WATCH | Explaining the PGA Tour’s deal with the Saudis:

The PGA/LIV Golf merger, explained | About That

The merging of the PGA Tour and its rival, LIV Golf — a Saudi-backed startup that lured big golfers with the promise of massive payouts — has upended the sports world. Andrew Chang breaks down how the unlikely merger came to be, and the accusations of ‘sportswashing.’

LIV Golf signed deals reported to be $100 million or more last year when the rival league began, marquee names ranging from Brooks Koepka and Dustin Johnson to Phil Mickelson and Bryson DeChambeau. The rival league added more players last August, including British Open champion Cameron Smith, after the PGA Tour season ended.

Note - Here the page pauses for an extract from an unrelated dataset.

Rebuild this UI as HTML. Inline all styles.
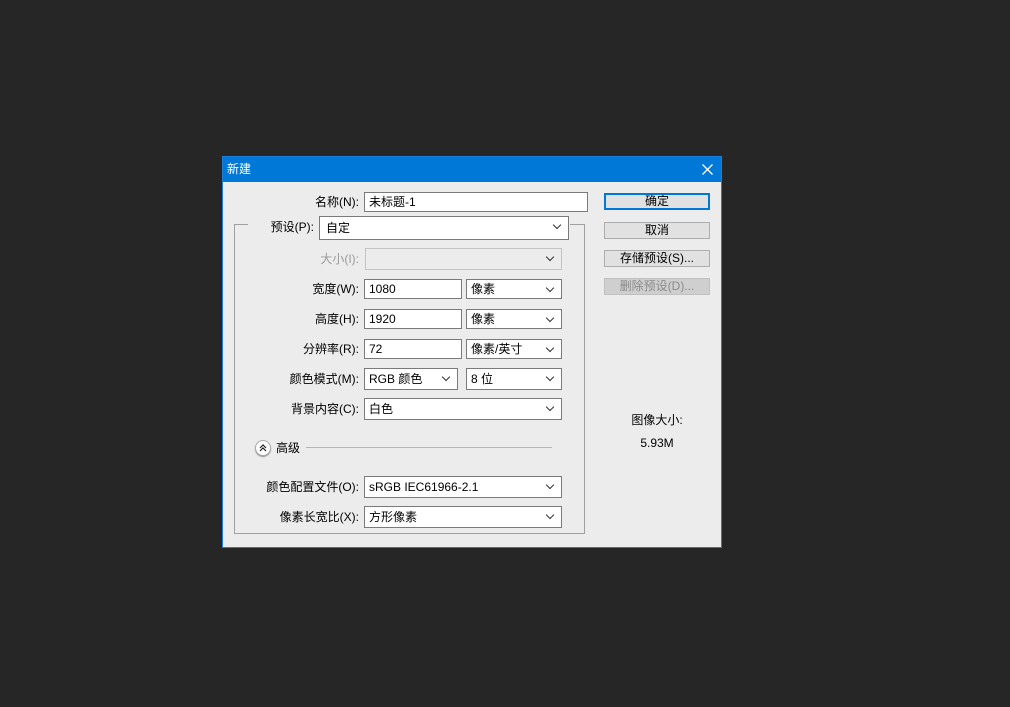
<!DOCTYPE html>
<html><head><meta charset="utf-8"><style>
body{margin:0;width:1010px;height:707px;background:#262626;position:relative;overflow:hidden;font-family:"Liberation Sans","Noto Sans CJK SC",sans-serif;font-size:12px;color:#000}
.dlg{position:absolute;left:222px;top:156px;width:498px;height:390px;border:1px solid #1a7fd8;background:#ececec}
.tb{position:absolute;left:0;top:0;width:498px;height:25px;background:#0078d7;color:#fff;font-size:12px;line-height:25px}
.w{position:absolute;left:-1px;top:-1px;width:498px;height:390px}
.a{position:absolute}
.lbl{position:absolute;text-align:right;width:200px;line-height:20px}
.in{position:absolute;background:#fff;border:1px solid #7a7a7a;box-sizing:border-box;padding-left:4px;line-height:18px;font-size:12px}
.sel::after{content:"";position:absolute;right:8px;top:5px;width:5px;height:5px;border-right:1px solid #333;border-bottom:1px solid #333;transform:rotate(45deg)}
.btn{position:absolute;left:382px;width:106px;height:17px;box-sizing:border-box;border:1px solid #adadad;background:#e1e1e1;text-align:center;line-height:15px}
</style></head><body>
<div class="dlg">
<div class="tb"><span style="margin-left:4px">新建</span>
<svg class="a" style="left:479px;top:7px" width="11" height="11"><path d="M0.5 0.5L10.5 10.5M10.5 0.5L0.5 10.5" stroke="#fff" stroke-width="1.3"/></svg></div>
<div class="w">
<div class="a" style="left:12px;top:68px;width:349px;height:309px;border:1px solid #a0a0a0;border-top:none"></div>
<div class="a" style="left:12px;top:68px;width:14px;border-top:1px solid #a0a0a0"></div>
<div class="a" style="left:348px;top:68px;width:14px;border-top:1px solid #a0a0a0"></div>

<div class="lbl" style="left:-63px;top:36px">名称(N):</div>
<div class="in" style="left:142px;top:36px;width:224px;height:20px">未标题-1</div>

<div class="lbl" style="left:-108px;top:61px">预设(P):</div>
<div class="in sel" style="left:97px;top:60px;width:250px;height:24px;line-height:22px;padding-left:6px">自定</div>

<div class="lbl" style="left:-63px;top:93px;color:#9a9a9a">大小(I):</div>
<div class="in sel" style="left:143px;top:92px;width:197px;height:22px;background:#ececec;border-color:#c4c4c4"></div>

<div class="lbl" style="left:-63px;top:123px">宽度(W):</div>
<div class="in" style="left:142px;top:123px;width:98px;height:20px">1080</div>
<div class="in sel" style="left:244px;top:123px;width:96px;height:20px">像素</div>

<div class="lbl" style="left:-63px;top:153px">高度(H):</div>
<div class="in" style="left:142px;top:153px;width:98px;height:20px">1920</div>
<div class="in sel" style="left:244px;top:153px;width:96px;height:20px">像素</div>

<div class="lbl" style="left:-63px;top:183px">分辨率(R):</div>
<div class="in" style="left:142px;top:183px;width:98px;height:20px">72</div>
<div class="in sel" style="left:244px;top:183px;width:96px;height:20px">像素/英寸</div>

<div class="lbl" style="left:-63px;top:213px">颜色模式(M):</div>
<div class="in sel" style="left:142px;top:212px;width:94px;height:22px;line-height:20px">RGB 颜色</div>
<div class="in sel" style="left:244px;top:212px;width:96px;height:22px;line-height:20px">8 位</div>

<div class="lbl" style="left:-63px;top:243px">背景内容(C):</div>
<div class="in sel" style="left:142px;top:242px;width:198px;height:22px;line-height:20px">白色</div>

<div class="a" style="left:33px;top:284px;width:14px;height:14px;border-radius:50%;background:#fff;border:1px solid #aaa;box-shadow:0 1px 1px #999"></div>
<svg class="a" style="left:37px;top:288px" width="8" height="8"><path d="M1 4L4 1L7 4M1 7L4 4L7 7" stroke="#222" fill="none" stroke-width="1.2"/></svg>
<div class="a" style="left:54px;top:282px;line-height:20px">高级</div>
<div class="a" style="left:84px;top:291px;width:246px;border-top:1px solid #b5b5b5"></div>

<div class="lbl" style="left:-63px;top:321px">颜色配置文件(O):</div>
<div class="in sel" style="left:142px;top:320px;width:198px;height:22px;line-height:20px">sRGB IEC61966-2.1</div>

<div class="lbl" style="left:-63px;top:351px">像素长宽比(X):</div>
<div class="in sel" style="left:142px;top:350px;width:198px;height:22px;line-height:20px">方形像素</div>

<div class="btn" style="top:37px;border:2px solid #0078d7;line-height:13px">确定</div>
<div class="btn" style="top:66px">取消</div>
<div class="btn" style="top:94px">存储预设(S)...</div>
<div class="btn" style="top:122px;color:#8a8a8a;background:#cfcfcf;border-color:#c0c0c0">删除预设(D)...</div>

<div class="a" style="left:382px;top:255px;width:106px;text-align:center">图像大小:</div>
<div class="a" style="left:382px;top:280px;width:106px;text-align:center">5.93M</div>
</div>
</div>
</body></html>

A new batch of defectors for the second season included Mito Pereira, Thomas Pieters and Brendan Steele.

The Times reported antitrust experts have warned the clause could violate federal law if it threatened the integrity of the labour market and promised to stifle competition for players, who are independent.

The agreement sets a Dec. 31 deadline for finalizing the deal, though both sides can agree to an extension.

LIV Golf has a set 48-man roster for this season — alternates are available for injury — so it was unlikely any player would have left for LIV until the 2024 season.

Still to be determined is the future of LIV.

PGA Tour Commissioner Jay Monahan is to be the CEO of the new company, with assets that include LIV. The agreement said the company would objectively evaluate LIV Golf and its prospects and potential and make a “good faith assessment” of the benefits of team golf.